<<<<
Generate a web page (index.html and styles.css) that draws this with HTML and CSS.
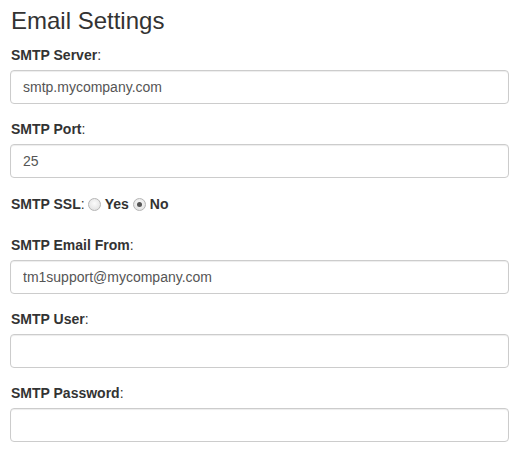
FILE: index.html
```html
<!DOCTYPE html>
<html lang="en">
<head>
  <meta charset="UTF-8">
  <title>Email Settings</title>
  <link rel="stylesheet" href="styles.css">
</head>
<body>
  <div class="container">
    <h3>Email Settings</h3>

    <div class="form-group">
      <label><strong>SMTP Server</strong>:</label>
      <input class="form-control" type="text" value="smtp.mycompany.com">
    </div>

    <div class="form-group">
      <label><strong>SMTP Port</strong>:</label>
      <input class="form-control" type="text" value="25">
    </div>

    <div class="form-group radio-row">
      <label><strong>SMTP SSL</strong>:</label>
      <span class="radio"></span><strong>Yes</strong>
      <span class="radio checked"></span><strong>No</strong>
    </div>

    <div class="form-group">
      <label><strong>SMTP Email From</strong>:</label>
      <input class="form-control" type="text" value="tm1support@mycompany.com">
    </div>

    <div class="form-group">
      <label><strong>SMTP User</strong>:</label>
      <input class="form-control" type="text" value="">
    </div>

    <div class="form-group">
      <label><strong>SMTP Password</strong>:</label>
      <input class="form-control" type="password" value="">
    </div>
  </div>
</body>
</html>
```

FILE: styles.css
```css
body {
  margin: 0;
  background-color: #fff;
  color: #333;
  font-family: "Liberation Sans", Arial, sans-serif;
  font-size: 14px;
  line-height: 20px;
}

.container {
  padding: 0 10px;
}

h3 {
  font-size: 24px;
  font-weight: normal;
  line-height: 26px;
  margin: 8px 0 11px;
  padding-left: 1px;
}

.form-group {
  margin-bottom: 15px;
}

label {
  display: block;
  margin-bottom: 5px;
  padding-left: 1px;
  color: #333;
}

.form-control {
  display: block;
  box-sizing: border-box;
  width: 100%;
  height: 34px;
  padding: 6px 12px;
  font-family: inherit;
  font-size: 14px;
  color: #555;
  background-color: #fff;
  border: 1px solid #ccc;
  border-radius: 4px;
  box-shadow: inset 0 1px 1px rgba(0, 0, 0, 0.075);
  outline: none;
}

.radio-row {
  display: flex;
  align-items: center;
  height: 20px;
  padding-top: 1px;
  margin-bottom: 21px;
}

.radio-row label {
  display: inline;
  margin: 0 3px 0 0;
}

.radio {
  box-sizing: border-box;
  width: 13px;
  height: 13px;
  border: 1px solid #b5b5b5;
  border-radius: 50%;
  background: radial-gradient(circle at 50% 40%, #fbfbfb, #dcdcdc);
  margin-right: 4px;
  position: relative;
}

.radio + strong {
  margin-right: 4px;
}

.radio.checked::after {
  content: "";
  position: absolute;
  left: 3px;
  top: 3px;
  width: 5px;
  height: 5px;
  border-radius: 50%;
  background: #555;
}
```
>>>>
Every line above should be repeated exactly; pictures stay out of the copy.

WRITTEN RESPONSE:
Generate a web page (index.html and styles.css) that draws this with HTML and CSS.
FILE: index.html
```html
<!DOCTYPE html>
<html lang="en">
<head>
  <meta charset="UTF-8">
  <title>Email Settings</title>
  <link rel="stylesheet" href="styles.css">
</head>
<body>
  <div class="container">
    <h3>Email Settings</h3>

    <div class="form-group">
      <label><strong>SMTP Server</strong>:</label>
      <input class="form-control" type="text" value="smtp.mycompany.com">
    </div>

    <div class="form-group">
      <label><strong>SMTP Port</strong>:</label>
      <input class="form-control" type="text" value="25">
    </div>

    <div class="form-group radio-row">
      <label><strong>SMTP SSL</strong>:</label>
      <span class="radio"></span><strong>Yes</strong>
      <span class="radio checked"></span><strong>No</strong>
    </div>

    <div class="form-group">
      <label><strong>SMTP Email From</strong>:</label>
      <input class="form-control" type="text" value="tm1support@mycompany.com">
    </div>

    <div class="form-group">
      <label><strong>SMTP User</strong>:</label>
      <input class="form-control" type="text" value="">
    </div>

    <div class="form-group">
      <label><strong>SMTP Password</strong>:</label>
      <input class="form-control" type="password" value="">
    </div>
  </div>
</body>
</html>
```

FILE: styles.css
```css
body {
  margin: 0;
  background-color: #fff;
  color: #333;
  font-family: "Liberation Sans", Arial, sans-serif;
  font-size: 14px;
  line-height: 20px;
}

.container {
  padding: 0 10px;
}

h3 {
  font-size: 24px;
  font-weight: normal;
  line-height: 26px;
  margin: 8px 0 11px;
  padding-left: 1px;
}

.form-group {
  margin-bottom: 15px;
}

label {
  display: block;
  margin-bottom: 5px;
  padding-left: 1px;
  color: #333;
}

.form-control {
  display: block;
  box-sizing: border-box;
  width: 100%;
  height: 34px;
  padding: 6px 12px;
  font-family: inherit;
  font-size: 14px;
  color: #555;
  background-color: #fff;
  border: 1px solid #ccc;
  border-radius: 4px;
  box-shadow: inset 0 1px 1px rgba(0, 0, 0, 0.075);
  outline: none;
}

.radio-row {
  display: flex;
  align-items: center;
  height: 20px;
  padding-top: 1px;
  margin-bottom: 21px;
}

.radio-row label {
  display: inline;
  margin: 0 3px 0 0;
}

.radio {
  box-sizing: border-box;
  width: 13px;
  height: 13px;
  border: 1px solid #b5b5b5;
  border-radius: 50%;
  background: radial-gradient(circle at 50% 40%, #fbfbfb, #dcdcdc);
  margin-right: 4px;
  position: relative;
}

.radio + strong {
  margin-right: 4px;
}

.radio.checked::after {
  content: "";
  position: absolute;
  left: 3px;
  top: 3px;
  width: 5px;
  height: 5px;
  border-radius: 50%;
  background: #555;
}
```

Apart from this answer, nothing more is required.